IKD’s proposal is wholly about trees, and that apple tree specifically (“our hope is that our project invites a range of impromptu activity similar to what the beloved apple tree inspired”), with cofounder Yugon Kim explaining that his firm has “long experience developing educational content around trees and timber construction, working with a number of institutions – the U.S. Forest Service, the USDA and timber industry leaders. Our hope is to educate people about the benefit of trees at every stage of his life and highlight its almost symbiotic relationship with living creatures.” The firm’s project requires the expertise of arborists to carry out.
But the first step to a decision is homework. Each of the public art teams made videos explaining their projects from around 15 minutes long to a little over 18 and covering everything from concept to materials to the installation timeline. Spending the time to watch might be essential, because the teams’ explanatory statements tend toward the abstract in a way that’s often useless to the lay person: “a canopy with sculptural seating plays with water” in one description; another refers to “sculptural works that reference the architect’s design organization, where the interior areas are connected to the elements.” Shrug.
The videos are on Cambridge Arts’ feedback page for the project, along with links to send written feedback and attend the October meeting. Here’s a quick sense of what each project will look and feel like at the 197 Vassal Lane site, as best as could be gleaned from the videos.
Daily tous les jours of Montreal’s ‘The Dish’
This firm out of Montreal and Portland, Oregon, proposes to build molded, organic-looking seating below a similarly eccentric disc designed to offer shade in sunshine or capture water and snowfall. The water will stream down in at least one location where it can be played with by the people below and make its way harmlessly through carveouts in the sculpted seating. The Dish won’t flood; excess water it gathers will be funneled imperceptibly through one of The Dish’s three legs to a giant stormwater storage tank being installed on the site.
Gómez/Nava’s ‘Elemental Gifts’
Gregory Gómez of Newtonville and Rodrigo Nava of Putney, Vermont, propose to install five sculptures in different materials, including a cube representing earth and itself made up of smaller blocks in a variety of materials; an icosahedron made of two shades of granite representing water (the materials change where climate change is expected to raise sea levels); and a steel dodecahedron representing the universe. Two of the sculptures will be interactive: a stainless steel octahedron representing air that can be rotated to plunk out the song “The Earth, The Air, The Fire, The Water, Return” at a speed that depends how quickly the sculpture is pushed; and an aluminum tetrahedron representing fire that can be spun around on its granite plinth – and the faster it’s spun, the brighter the LED lights beneath will glow. The sculptures might be placed along a path defined by the swirl of a Fibonacci sequence in coordination with landscapers, and the placement and the art itself is meant to be used by math and science teachers as examples of principles they’ll talk about in class.

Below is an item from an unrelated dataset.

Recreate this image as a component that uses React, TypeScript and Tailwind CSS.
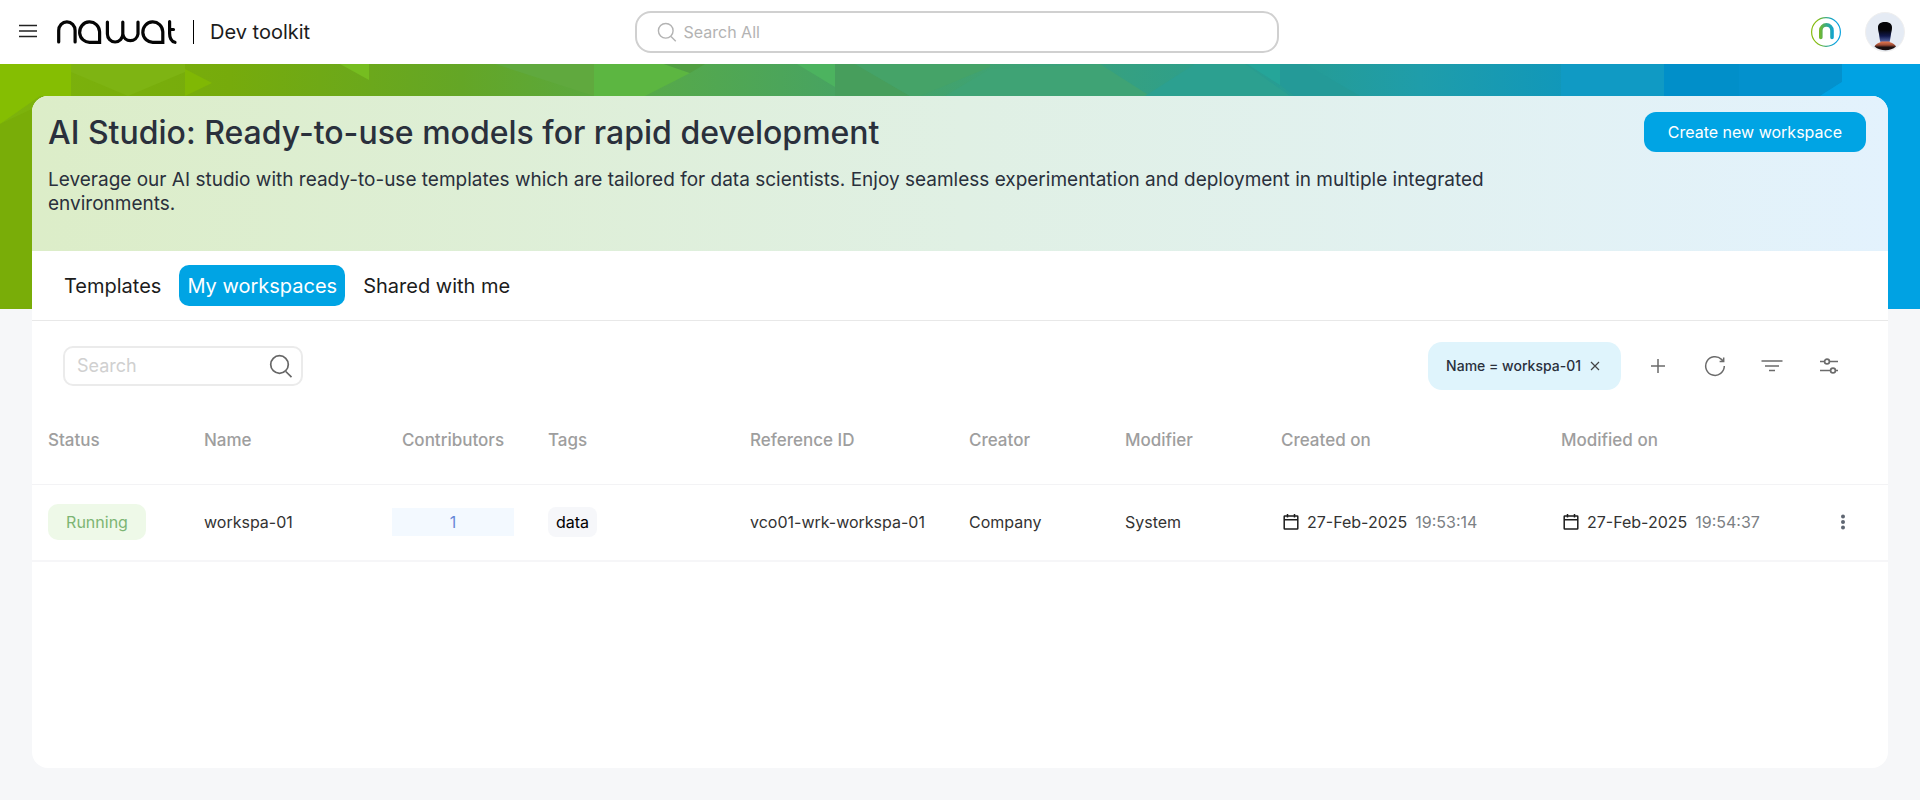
import React from 'react';

function MenuIcon() {
  return (
    <svg width="20" height="24" viewBox="0 0 20 24" fill="none" stroke="#222" strokeWidth="1.700">
      <path d="M1 5.500h18M1 11h18M1 16.500h18" />
    </svg>
  );
}

function Logo() {
  return (
    <svg width="122" height="26" viewBox="0 0 122 26" fill="none" stroke="#050505" strokeWidth="3.200" strokeLinecap="round" role="img" aria-label="nawat">
      <path d="M2.700 23V11.500a8.200 8.700 0 0 1 16.400 0V23" />
      <path d="M43.600 23.300H34.500A10 10.200 0 1 1 43.600 12.800Z" />
      <path d="M51.400 3V15a7.700 8 0 0 0 15.400 0V3M66.800 15a7.700 8 0 0 0 15.200 0V3" />
      <path d="M106.800 23.300H97.500A10 10.200 0 1 1 106.800 12.800Z" />
      <path d="M113.600 2.500V14.500Q113.600 22 119 23.300M113.600 10.500H117.500" />
    </svg>
  );
}

function SearchIcon({ size, color }: { size: number; color: string }) {
  return (
    <svg width={size} height={size} viewBox="0 0 24 24" fill="none" stroke={color} strokeWidth="1.700" aria-hidden="true">
      <circle cx="10.500" cy="10.500" r="8.800" />
      <path d="m16.800 17.500 5.700 5.700" />
    </svg>
  );
}

function BrandBadge() {
  return (
    <svg width="30" height="30" viewBox="0 0 30 30" fill="none" aria-hidden="true">
      <defs>
        <linearGradient id="brand" gradientUnits="userSpaceOnUse" x1="3" y1="15" x2="27" y2="15">
          <stop offset="0.150" stopColor="#86bc10" />
          <stop offset="0.500" stopColor="#3dab80" />
          <stop offset="0.850" stopColor="#0aa2de" />
        </linearGradient>
      </defs>
      <circle cx="15" cy="15" r="14.400" stroke="url(#brand)" strokeWidth="1.200" />
      <path d="M9.800 20.500V13.500a5.600 5.600 0 0 1 11.200 0V20.500" stroke="url(#brand)" strokeWidth="3.600" strokeLinecap="round" />
    </svg>
  );
}

function Avatar() {
  return (
    <svg width="40" height="40" viewBox="0 0 40 40" aria-hidden="true">
      <defs>
        <linearGradient id="head" x1="0" y1="0" x2="0" y2="1">
          <stop offset="0.400" stopColor="#050508" />
          <stop offset="0.700" stopColor="#10184c" />
          <stop offset="1" stopColor="#5a6aa8" />
        </linearGradient>
        <linearGradient id="shoulders" x1="0" y1="0" x2="0" y2="1">
          <stop offset="0" stopColor="#e87a50" />
          <stop offset="0.400" stopColor="#a04c35" />
          <stop offset="0.650" stopColor="#1a0f10" />
        </linearGradient>
      </defs>
      <circle cx="20" cy="20" r="19.500" fill="#e5ebf4" stroke="#efefef" />
      <path d="M13 15.500C13 11.500 16 10 20 10s7 1.500 7 5.500c0 2.500-.5 4-1 6.500-.5 3.500-.8 6-1.500 8h-9c-.8-2-1-4.500-1.500-8-.5-2.500-1-4-1-6.500Z" fill="url(#head)" />
      <path d="M9.500 34.500c2-3.500 5-3.500 7-5h7.500c2 1.500 5 1.500 7 5-3 2.500-6.500 3.800-10.500 3.800S12.500 37 9.500 34.500Z" fill="url(#shoulders)" />
    </svg>
  );
}

function BannerArt() {
  return (
    <svg className="absolute inset-0 h-full w-full" viewBox="0 0 1920 245" preserveAspectRatio="none" aria-hidden="true">
      <defs>
        <linearGradient id="banner" x1="0" y1="0" x2="1" y2="0">
          <stop offset="0" stopColor="#7db30c" />
          <stop offset="0.120" stopColor="#76ab0c" />
          <stop offset="0.240" stopColor="#64a626" />
          <stop offset="0.340" stopColor="#56a94a" />
          <stop offset="0.440" stopColor="#47a362" />
          <stop offset="0.530" stopColor="#3ea276" />
          <stop offset="0.620" stopColor="#2f9f89" />
          <stop offset="0.680" stopColor="#259c96" />
          <stop offset="0.740" stopColor="#1f9daa" />
          <stop offset="0.820" stopColor="#1097bb" />
          <stop offset="0.880" stopColor="#0594c9" />
          <stop offset="1" stopColor="#00a1e2" />
        </linearGradient>
      </defs>
      <rect width="1920" height="245" fill="url(#banner)" />
      <path d="M0 0H71V32H40L0 60Z" fill="#85be02" />
      <path d="M0 60 32 45V245H0Z" fill="#79ad08" />
      <path d="M71 0H185V8L128 32 71 8Z" fill="#7eb413" />
      <path d="M185 5 212 19 185 32Z" fill="#80b804" />
      <path d="M340 0H369V16Z" fill="#76bd20" />
      <path d="M495 0 594 32V0Z" fill="#60a93e" />
      <path d="M594 0H664L690 9 645 32H594Z" fill="#5cb641" />
      <path d="M664 0H705L690 9Z" fill="#519f42" />
      <path d="M797 0H835V23Z" fill="#4cb35f" />
      <path d="M835 0H855L910 32H835Z" fill="#479e5c" />
      <path d="M920 32 990 3V0H855L910 32Z" fill="#45a368" />
      <path d="M945 32 990 5 1100 0 1150 32Z" fill="#3fa375" />
      <path d="M1145 32 1195 0H1245L1290 32Z" fill="#2ca090" />
      <path d="M1247 0H1280V21Z" fill="#25a599" />
      <path d="M1280 0H1305L1360 32H1295L1280 21Z" fill="#249a98" />
      <path d="M1561 0H1664V32H1561Z" fill="#109ac4" />
      <path d="M1664 0H1739V32H1664Z" fill="#018fc9" />
      <path d="M1739 0H1842V18L1820 32H1739Z" fill="#0391cd" />
      <path d="M1842 0H1920V245H1820V32L1842 18Z" fill="#00a2e3" />
    </svg>
  );
}

function CalendarIcon() {
  return (
    <svg width="16" height="18" viewBox="0 0 16 18" fill="none" stroke="#1c1c1c" strokeWidth="1.500" aria-hidden="true">
      <rect x="1.200" y="3" width="13.600" height="13" rx="0.600" />
      <path d="M1.200 6.800h13.600M4.500 1v3.500M11.500 1v3.500" />
    </svg>
  );
}

function Timestamp({ date, time }: { date: string; time: string }) {
  return (
    <div className="flex items-center pl-0.5 whitespace-nowrap">
      <CalendarIcon />
      <span className="ml-2 text-[#333]">{date}</span>
      <span className="ml-2 text-[#7c7f84]">{time}</span>
    </div>
  );
}

const iconButton = 'flex size-6 items-center justify-center';

export default function App() {
  return (
    <div className="flex min-h-screen flex-col bg-[#f6f7f9] font-['Inter',sans-serif] text-[#333]">
      <header className="flex h-16 items-center bg-white pr-[15px] pl-2">
        <div className="flex flex-1 items-center">
          <button type="button" aria-label="Open menu" className="ml-[10px]">
            <MenuIcon />
          </button>
          <a href="#" className="ml-[18px]">
            <Logo />
          </a>
          <span className="ml-[15px] h-6 w-px bg-black" />
          <span className="ml-4 text-xl text-[#1c1c1c]">Dev toolkit</span>
        </div>
        <label className="flex h-[42px] w-[34%] max-w-[644px] items-center rounded-2xl border-2 border-[#d0d0d0] bg-white pl-5">
          <SearchIcon size={20} color="#b3b3b3" />
          <input type="text" aria-label="Search All" placeholder="Search All" className="ml-[7px] min-w-0 flex-1 bg-transparent text-base outline-none placeholder:text-[#b3b3b3]" />
        </label>
        <div className="flex flex-1 items-center justify-end gap-6">
          <button type="button" aria-label="Products">
            <BrandBadge />
          </button>
          <button type="button" aria-label="Account">
            <Avatar />
          </button>
        </div>
      </header>

      <main className="relative flex flex-1 flex-col p-8">
        <div className="absolute inset-x-0 top-0 h-[245px]">
          <BannerArt />
        </div>
        <div className="relative flex flex-1 flex-col overflow-hidden rounded-2xl bg-white">
          <section className="flex items-start justify-between bg-linear-to-r from-[#dcedc8] via-[#e0f0e4] to-[#e3f2fd] pt-4 pr-[22px] pb-[35px] pl-4">
            <div className="max-w-[1480px] pt-px">
              <h1 className="text-[32px] leading-10 font-medium text-[#2a303c]">AI Studio: Ready-to-use models for rapid development</h1>
              <p className="mt-[15px] text-[19px] leading-6 text-[#2a303c]">
                Leverage our AI studio with ready-to-use templates which are tailored for data scientists. Enjoy seamless experimentation and deployment in multiple integrated environments.
              </p>
            </div>
            <button type="button" className="h-10 shrink-0 rounded-xl bg-[#00a4e4] px-6 text-base text-white">
              Create new workspace
            </button>
          </section>

          <nav className="flex h-[70px] items-center gap-[10px] border-b border-[#e8e8e8] px-6 text-xl text-[#1c1c1c]">
            <button type="button" className="h-[41px] px-2">Templates</button>
            <button type="button" className="h-[41px] rounded-[10px] bg-[#00a4e4] px-2 text-white">My workspaces</button>
            <button type="button" className="h-[41px] px-2">Shared with me</button>
          </nav>

          <div className="flex h-[90px] items-center justify-between pr-[47px] pl-[31px]">
            <label className="flex h-10 w-60 items-center rounded-[10px] border-2 border-[#ebebeb] pr-2 pl-3">
              <input type="text" aria-label="Search" placeholder="Search" className="min-w-0 flex-1 bg-transparent text-lg outline-none placeholder:text-[#d0d0d0]" />
              <SearchIcon size={24} color="#666" />
            </label>
            <div className="flex items-center gap-[33px] text-[#6b6b6b]">
              <span className="-mr-2 flex h-12 items-center rounded-[14px] bg-[#dff4fc] px-[18px] text-sm font-medium text-[#2a303c]">
                Name = workspa-01
                <button type="button" aria-label="Remove filter" className="ml-1.5 flex size-4 items-center justify-center">
                  <svg width="10" height="10" viewBox="0 0 10 10" stroke="#444" strokeWidth="1.200">
                    <path d="m1 1 8 8M9 1 1 9" />
                  </svg>
                </button>
              </span>
              <button type="button" aria-label="Add filter" className={iconButton}>
                <svg width="16" height="16" viewBox="0 0 16 16" stroke="currentColor" strokeWidth="1.500">
                  <path d="M8 1v14M1 8h14" />
                </svg>
              </button>
              <button type="button" aria-label="Refresh" className={iconButton}>
                <svg width="22" height="22" viewBox="0 0 22 22" fill="none" stroke="currentColor" strokeWidth="1.500">
                  <path d="M20.300 11A9.300 9.300 0 1 1 17.500 4.400L19.500 6.500M19.700 2.500V6.600H15.600" />
                </svg>
              </button>
              <button type="button" aria-label="Filter" className={iconButton}>
                <svg width="22" height="14" viewBox="0 0 22 14" stroke="currentColor" strokeWidth="1.600">
                  <path d="M.500 2h21M4 7h14M8 11.500h6" />
                </svg>
              </button>
              <button type="button" aria-label="Table settings" className={iconButton}>
                <svg width="20" height="18" viewBox="0 0 20 18" fill="none" stroke="currentColor" strokeWidth="1.700">
                  <path d="M1 4.500h4.500M10.500 4.500H19M1 13.500h10.500M16.500 13.500H19" />
                  <circle cx="8" cy="4.500" r="2.400" />
                  <circle cx="14" cy="13.500" r="2.400" />
                </svg>
              </button>
            </div>
          </div>

          <table className="w-full table-fixed border-collapse text-left text-base">
            <colgroup>
              <col className="w-[156px]" />
              <col className="w-[188px]" />
              <col className="w-[154px]" />
              <col className="w-[204px]" />
              <col className="w-[219px]" />
              <col className="w-[156px]" />
              <col className="w-[156px]" />
              <col className="w-[280px]" />
              <col className="w-[280px]" />
              <col className="w-[63px]" />
            </colgroup>
            <thead>
              <tr className="h-[73px] border-b border-[#f3f3f5] text-[17px] text-[#9e9e9e] *:px-4 *:pt-0 *:pb-[14px] *:font-medium">
                <th>Status</th>
                <th>Name</th>
                <th className="text-center">Contributors</th>
                <th className="indent-0.5">Tags</th>
                <th>Reference ID</th>
                <th>Creator</th>
                <th>Modifier</th>
                <th>Created on</th>
                <th>Modified on</th>
                <th aria-label="Actions" />
              </tr>
            </thead>
            <tbody>
              <tr className="h-[77px] border-b-2 border-[#f6f6f8] *:px-4">
                <td>
                  <span className="flex h-9 w-[98px] items-center justify-center rounded-[10px] bg-[#eef9e8] text-[#7db573]">Running</span>
                </td>
                <td>workspa-01</td>
                <td>
                  <a href="#" className="flex h-7 items-center justify-center bg-[#f3f9ff] text-[#6788d8]">1</a>
                </td>
                <td>
                  <span className="ml-0.5 inline-flex h-[30px] items-center rounded-lg bg-[#f6f7fa] px-2 text-black">data</span>
                </td>
                <td>vco01-wrk-workspa-01</td>
                <td>Company</td>
                <td>System</td>
                <td><Timestamp date="27-Feb-2025" time="19:53:14" /></td>
                <td><Timestamp date="27-Feb-2025" time="19:54:37" /></td>
                <td>
                  <button type="button" aria-label="Row actions" className="flex">
                    <svg width="4" height="18" viewBox="0 0 4 18" fill="#5f6672">
                      <circle cx="2" cy="3.500" r="2" />
                      <circle cx="2" cy="9" r="2" />
                      <circle cx="2" cy="14.500" r="2" />
                    </svg>
                  </button>
                </td>
              </tr>
            </tbody>
          </table>
        </div>
      </main>
    </div>
  );
}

IKD’s ‘The Community Graft Project’
Cofounder Tomomi Itakura is in San Francisco, but Kim lives in Cambridge – in fact, only eight blocks from the schools. “I have a truly vested interest in the community growth of Cambridge,” Kim said, and IKD’s project makes that literal: It intends to make up for the loss of the campus apple tree by taking 25 to 100 cuttings and literally regrowing the tree by grafting them onto other trees on the site – a process that involves students and others in the community nurturing the plants for years at their own homes. “If all goes to plan, families would host the trees until earlier the same year as the reopening of the school” in 2025, Kim said, with some other trees going to less affluent and green parts of Cambridge. In addition, the firm wants to make playful structures out of lumber taken from five large, old-growth pin oak trees taken from the site, including a playscape with slidelike portions that mimic tree roots. These will be placed at the new, grafted apple trees. “Our hope is that over time, while the tree canopy provides needed shade to its users, there will be a blurring of what is art and what is nature,” with the pin oak sections and their LED lights being removed when the trees are eventually strong enough to be played on, Kim said. “We liken this multiyear process to being similar to what it’s like for educators and parents raising children to become strong, self-sufficient and eventually independent.” The scope of the timeline is epic, looking to the pin oak playscape being removed between 2041 and 2051 and true tree independence being reached a century from now.
The Urban Conga’s ‘Timescape’
The Urban Conga of Brooklyn, New York, envisions a project broken into time elements. Reflecting on the past, placed on the hillside by the baseball field, is represented by those shiny, undulating (and reflecting) stainless steel tubes where people can sit and talk, making them “a place to gather and discuss the past in order to choose the right path forward.” In the present, poems are placed on plaques around the school campuses in installations (also with seating areas) designed by the community by piecing together components like playing with a Lego set. The future is within a lawn surrounded by the loop of road to be used by buses and consists of giant cupped steel sculptures from 7 to 15 feet high that resemble the flowers known as angel’s trumpet, except facing the sky instead of drooping – so they capture rainwater. “As each unit fills up, they pour slowly down into each other and then back into the ground. The piece becomes an ode for celebrating the future systems and steps Cambridge is taking toward a more resilient future,” a group presenter said.